┌──
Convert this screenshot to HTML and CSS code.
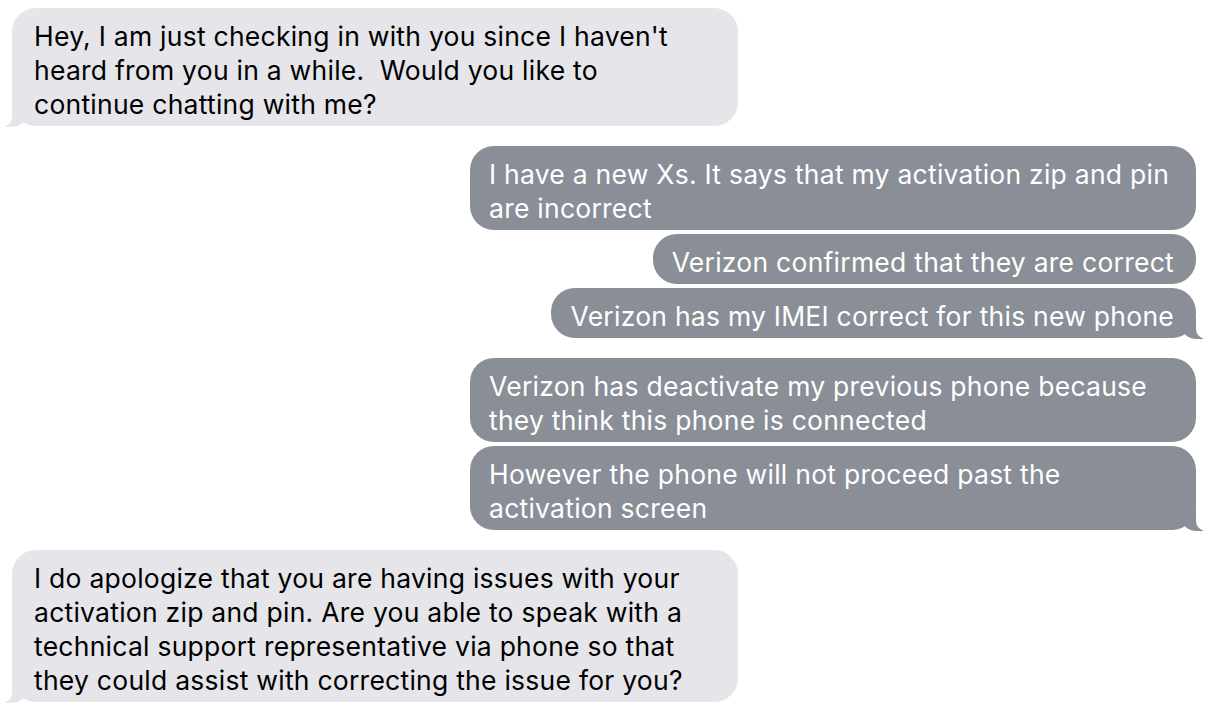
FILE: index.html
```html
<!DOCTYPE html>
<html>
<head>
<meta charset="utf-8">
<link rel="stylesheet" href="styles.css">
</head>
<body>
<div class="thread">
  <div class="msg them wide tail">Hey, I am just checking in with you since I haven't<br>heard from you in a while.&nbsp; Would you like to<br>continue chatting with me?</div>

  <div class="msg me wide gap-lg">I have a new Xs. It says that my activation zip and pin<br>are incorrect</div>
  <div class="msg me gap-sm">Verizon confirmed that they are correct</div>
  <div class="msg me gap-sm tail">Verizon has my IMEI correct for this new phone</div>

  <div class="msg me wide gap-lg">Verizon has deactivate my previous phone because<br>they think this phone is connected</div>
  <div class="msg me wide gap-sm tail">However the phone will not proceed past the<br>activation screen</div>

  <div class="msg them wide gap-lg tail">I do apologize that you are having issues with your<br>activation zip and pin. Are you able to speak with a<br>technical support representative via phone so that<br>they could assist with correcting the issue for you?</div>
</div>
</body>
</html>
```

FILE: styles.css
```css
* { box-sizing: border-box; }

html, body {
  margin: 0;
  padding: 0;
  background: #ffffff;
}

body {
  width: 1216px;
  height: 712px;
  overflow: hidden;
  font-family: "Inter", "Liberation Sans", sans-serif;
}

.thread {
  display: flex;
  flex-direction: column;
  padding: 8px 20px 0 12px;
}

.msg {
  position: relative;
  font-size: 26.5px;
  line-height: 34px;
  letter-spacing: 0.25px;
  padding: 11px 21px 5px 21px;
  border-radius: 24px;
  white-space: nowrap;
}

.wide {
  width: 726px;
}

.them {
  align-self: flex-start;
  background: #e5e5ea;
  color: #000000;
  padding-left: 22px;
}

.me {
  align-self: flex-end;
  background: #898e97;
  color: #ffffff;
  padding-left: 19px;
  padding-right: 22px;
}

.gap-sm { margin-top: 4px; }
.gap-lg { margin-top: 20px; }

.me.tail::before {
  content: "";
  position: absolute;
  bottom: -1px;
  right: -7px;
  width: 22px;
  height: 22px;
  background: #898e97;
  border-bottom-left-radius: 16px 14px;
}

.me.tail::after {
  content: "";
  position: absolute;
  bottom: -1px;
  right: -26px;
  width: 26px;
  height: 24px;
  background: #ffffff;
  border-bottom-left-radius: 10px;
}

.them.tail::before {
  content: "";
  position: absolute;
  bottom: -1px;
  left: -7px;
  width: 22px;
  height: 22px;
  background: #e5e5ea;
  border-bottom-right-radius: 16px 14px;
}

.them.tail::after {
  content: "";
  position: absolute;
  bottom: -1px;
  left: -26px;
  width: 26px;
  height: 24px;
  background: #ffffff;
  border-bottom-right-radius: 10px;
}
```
└──
To be done:
Transcribe each line above verbatim, with the pictures left out.

Exercise solution:
Convert this screenshot to HTML and CSS code.
FILE: index.html
```html
<!DOCTYPE html>
<html>
<head>
<meta charset="utf-8">
<link rel="stylesheet" href="styles.css">
</head>
<body>
<div class="thread">
  <div class="msg them wide tail">Hey, I am just checking in with you since I haven't<br>heard from you in a while.&nbsp; Would you like to<br>continue chatting with me?</div>

  <div class="msg me wide gap-lg">I have a new Xs. It says that my activation zip and pin<br>are incorrect</div>
  <div class="msg me gap-sm">Verizon confirmed that they are correct</div>
  <div class="msg me gap-sm tail">Verizon has my IMEI correct for this new phone</div>

  <div class="msg me wide gap-lg">Verizon has deactivate my previous phone because<br>they think this phone is connected</div>
  <div class="msg me wide gap-sm tail">However the phone will not proceed past the<br>activation screen</div>

  <div class="msg them wide gap-lg tail">I do apologize that you are having issues with your<br>activation zip and pin. Are you able to speak with a<br>technical support representative via phone so that<br>they could assist with correcting the issue for you?</div>
</div>
</body>
</html>
```

FILE: styles.css
```css
* { box-sizing: border-box; }

html, body {
  margin: 0;
  padding: 0;
  background: #ffffff;
}

body {
  width: 1216px;
  height: 712px;
  overflow: hidden;
  font-family: "Inter", "Liberation Sans", sans-serif;
}

.thread {
  display: flex;
  flex-direction: column;
  padding: 8px 20px 0 12px;
}

.msg {
  position: relative;
  font-size: 26.5px;
  line-height: 34px;
  letter-spacing: 0.25px;
  padding: 11px 21px 5px 21px;
  border-radius: 24px;
  white-space: nowrap;
}

.wide {
  width: 726px;
}

.them {
  align-self: flex-start;
  background: #e5e5ea;
  color: #000000;
  padding-left: 22px;
}

.me {
  align-self: flex-end;
  background: #898e97;
  color: #ffffff;
  padding-left: 19px;
  padding-right: 22px;
}

.gap-sm { margin-top: 4px; }
.gap-lg { margin-top: 20px; }

.me.tail::before {
  content: "";
  position: absolute;
  bottom: -1px;
  right: -7px;
  width: 22px;
  height: 22px;
  background: #898e97;
  border-bottom-left-radius: 16px 14px;
}

.me.tail::after {
  content: "";
  position: absolute;
  bottom: -1px;
  right: -26px;
  width: 26px;
  height: 24px;
  background: #ffffff;
  border-bottom-left-radius: 10px;
}

.them.tail::before {
  content: "";
  position: absolute;
  bottom: -1px;
  left: -7px;
  width: 22px;
  height: 22px;
  background: #e5e5ea;
  border-bottom-right-radius: 16px 14px;
}

.them.tail::after {
  content: "";
  position: absolute;
  bottom: -1px;
  left: -26px;
  width: 26px;
  height: 24px;
  background: #ffffff;
  border-bottom-right-radius: 10px;
}
```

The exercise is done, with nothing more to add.